One of the reasons disco is such a fun genre for us 1970’s musical archaeologists to explore is because it offers a vast expanse of uncharted territory for us to explore.  The familiar hits that casual listeners know are just the thinnest top-layer of what is really out there.  There are countless forgotten or overlooked gems waiting to get their fair share of the mirrorball limelight and a whole genre of disco compilations has grown up around unearthing such treasures, with dedicated deejays like Dimitri From Paris, Joey Negro and Al Kent doing their damnedest to unearth every worthwhile 12-inch obscurity under the sun.

Another intrepid disco-explorer who has been doing noteworthy work in the field is “Mr.
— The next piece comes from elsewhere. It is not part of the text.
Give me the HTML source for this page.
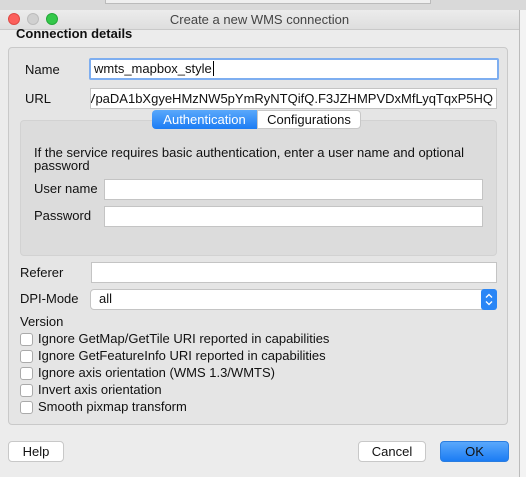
<!DOCTYPE html><html><head><style>
*{margin:0;padding:0;box-sizing:border-box}
body{width:526px;height:477px;position:relative;overflow:hidden;background:#e8e8e8;font-family:"Liberation Sans",sans-serif;font-size:13px;color:#111}
.a{position:absolute}
.f{position:absolute;background:#fff;border:1px solid #c4c4c4}
.l{position:absolute;font-size:13px}
.cb{position:absolute;left:20px;width:13px;height:13px;background:#fff;border:1px solid #aaa;border-radius:3px}
.ct{position:absolute;left:38px;font-size:13px}
.btn{position:absolute;background:#fff;border:1px solid #c8c8c8;border-radius:4px;text-align:center;line-height:19px;font-size:13px}
</style></head><body>
<div class="a" style="left:0;top:0;width:526px;height:10px;background:#d9d9d9"></div>
<div class="a" style="left:105px;top:0;width:326px;height:4px;background:#efefef;border:1px solid #bbb;border-top:none"></div>
<div class="a" style="left:519px;top:10px;width:7px;height:467px;background:#f3f3f3;border-left:1px solid #bbb"></div>
<div class="a" style="left:0;top:10px;width:519px;height:467px;background:#ececec"></div>
<div class="a" style="left:0;top:10px;width:519px;height:20px;background:linear-gradient(#ececec,#dedede);border-bottom:1px solid #c9c9c9"></div>
<div class="a" style="left:8px;top:13px;width:12px;height:12px;border-radius:6px;background:#fc605c;border:1px solid #de4a45"></div>
<div class="a" style="left:27px;top:13px;width:12px;height:12px;border-radius:6px;background:#d0d0d0;border:1px solid #bcbcbc"></div>
<div class="a" style="left:46px;top:13px;width:12px;height:12px;border-radius:6px;background:#34c84a;border:1px solid #25a83a"></div>
<div class="l" style="left:0;width:519px;top:10px;line-height:20px;text-align:center;color:#444">Create a new WMS connection</div>
<div class="l" style="left:16px;top:26px;font-weight:bold">Connection details</div>
<div class="a" style="left:8px;top:47px;width:500px;height:378px;border:1px solid #c9c9c9;border-radius:4px;background:#e5e5e5"></div>
<div class="l" style="left:25px;top:62px">Name</div>
<div class="f" style="left:89px;top:58px;width:410px;height:22px;border:2px solid #7eaef0;border-radius:2px;padding:1px 3px">wmts_mapbox_style<span style="border-left:1px solid #000;margin-left:1px"></span></div>
<div class="l" style="left:25px;top:91px">URL</div>
<div class="f" style="left:90px;top:88px;width:407px;height:21px;padding:2px 3px;overflow:hidden;white-space:nowrap;display:flex;justify-content:flex-end">VpaDA1bXgyeHMzNW5pYmRyNTQifQ.F3JZHMPVDxMfLyqTqxP5HQ</div>
<div class="a" style="left:20px;top:120px;width:477px;height:136px;background:#dcdcdc;border:1px solid #d2d2d2;border-radius:4px"></div>
<div class="a" style="left:152px;top:110px;width:105px;height:19px;background:linear-gradient(#5aa8fb,#1b7cf4);color:#fff;text-align:center;line-height:19px;border-radius:4px 0 0 4px">Authentication</div>
<div class="a" style="left:257px;top:110px;width:104px;height:19px;background:#fff;border:1px solid #c8c8c8;text-align:center;line-height:17px;border-radius:0 4px 4px 0">Configurations</div>
<div class="l" style="left:34px;top:146px;line-height:13px">If the service requires basic authentication, enter a user name and optional<br>password</div>
<div class="l" style="left:34px;top:181px">User name</div>
<div class="f" style="left:104px;top:179px;width:379px;height:21px"></div>
<div class="l" style="left:34px;top:208px">Password</div>
<div class="f" style="left:104px;top:206px;width:379px;height:21px"></div>
<div class="l" style="left:20px;top:265px">Referer</div>
<div class="f" style="left:91px;top:262px;width:406px;height:21px"></div>
<div class="l" style="left:20px;top:291px">DPI-Mode</div>
<div class="f" style="left:90px;top:289px;width:407px;height:21px;border-radius:4px;padding:1px 8px">all</div>
<svg class="a" style="left:481px;top:289px" width="16" height="21"><rect width="16" height="21" rx="3" fill="#2a86f6"/><path d="M5 8.5L8 5.5L11 8.5M5 12.5L8 15.5L11 12.5" stroke="#fff" stroke-width="1.3" fill="none"/></svg>
<div class="l" style="left:20px;top:314px">Version</div>
<div class="cb" style="top:333px"></div><div class="ct" style="top:331px">Ignore GetMap/GetTile URI reported in capabilities</div>
<div class="cb" style="top:350px"></div><div class="ct" style="top:348px">Ignore GetFeatureInfo URI reported in capabilities</div>
<div class="cb" style="top:367px"></div><div class="ct" style="top:365px">Ignore axis orientation (WMS 1.3/WMTS)</div>
<div class="cb" style="top:384px"></div><div class="ct" style="top:382px">Invert axis orientation</div>
<div class="cb" style="top:401px"></div><div class="ct" style="top:399px">Smooth pixmap transform</div>
<div class="btn" style="left:8px;top:441px;width:56px;height:21px">Help</div>
<div class="btn" style="left:358px;top:441px;width:68px;height:21px">Cancel</div>
<div class="btn" style="left:440px;top:441px;width:69px;height:21px;background:linear-gradient(#5aa8fb,#1b7cf4);border-color:#2a7de0;color:#111">OK</div>
</body></html>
Pink,” a U.K. based fan and collector who won over many disco fans last year with a quartet of action-packed, double-CD disco comps known as the Disco Discharge series.  He has returned this year with another quartet of compilations that continue his dancefloor archaeology in high style.  The first of the new batch is Diggin’ Deeper, a set that continues the musical excavation that Mr. Pink began with the earlier Classic Disco volume and does a fine job upholding the standards of his series.

The first disc offers a nice cross-section of material that extends from the mid-1970’s into the early 1980’s.  The Trammps score with “Soul Searchin’ Time,” a slick groover that retools the Gamble/Huff message song style for maximum dancefloor impact and the Ritchie Family update Martin Denny’s exotica classic “Quiet Village” for the disco-kitsch 1970’s, complete with wonky synth soloing and breathy, chanted come-ons from the singers.  Elsewhere on the disc, the Constellation Orchestra mixes Chic-style elegance with sci-fi lyrics on “Dancing Angel” and Sticky Fingers crafts a killer funk-disco epic in “Party Song,” a skillfully-arranged tune with amazing, jazzy horns a la 1970’s-era Kool & The Gang.  There’s a great blend of vintage disco hooks and dub-style 1980’s synth textures in “Do Your Best” by Carol Hahn.

The second disc maintains the sleek pleasures of the first with another generous assemblage of dance obscurities.  The funk-disco theme is continued in a strong way by Avenue B Boogie Band’s “Bumper To Bumper,” a compulsive dance track driven by a relentless bassline and intricately-layered vocal chants, while the Philly-influence disco style gets its due from John Davis And The Monster Orchestra via “Ain’t That Enough For You,” a double-time, percussive disco opus with grand, soaring strings on its chorus.  Other favorites on disc 2 include Dan Hartman’s “Countdown/This Is It,” an exuberant 14-minute opus that overflows with percolating pop hooks, and Charlie Calello Orchestra’s “Sing Sing Sing,” which updates a jazzy swing-music fave for the 1970’s with some of the best-recorded drums you’ll ever hear on a disco record.  Fans of camp-disco also get a treat with disc closer “Savage Lover” by The Ring, a delirious kitchen-sink production that boasts surging strings dueling with echo-drenched drums, quirky analog synth solos, oddly regal horns and vocal interjections that range from cutesy vocalese to jungle-style shrieks.

There are plenty more highlights that could be covered here – like the moment where the singers scat in unison with the string section on Poussez’s “Never Gonna Say Goodbye” or the bubblegum-style giddiness that pervades Freddie James’ “Get Up And Boogie” – but that would make this review twice as long.  Besides, you should get to discover some of the fun surprises on your own.  Your Humble Reviewer will close out the review by noting that the set is scrupulously well-produced (everything comes from masters, always album-length versions or twelve-inch mixes) and Alan Jones’ informative liners provide a nice crowning touch.  Simply put, anyone looking to revel in a choice batch of disco obscurities would do well to pick up a copy of Disco Discharge: Diggin’ Deeper.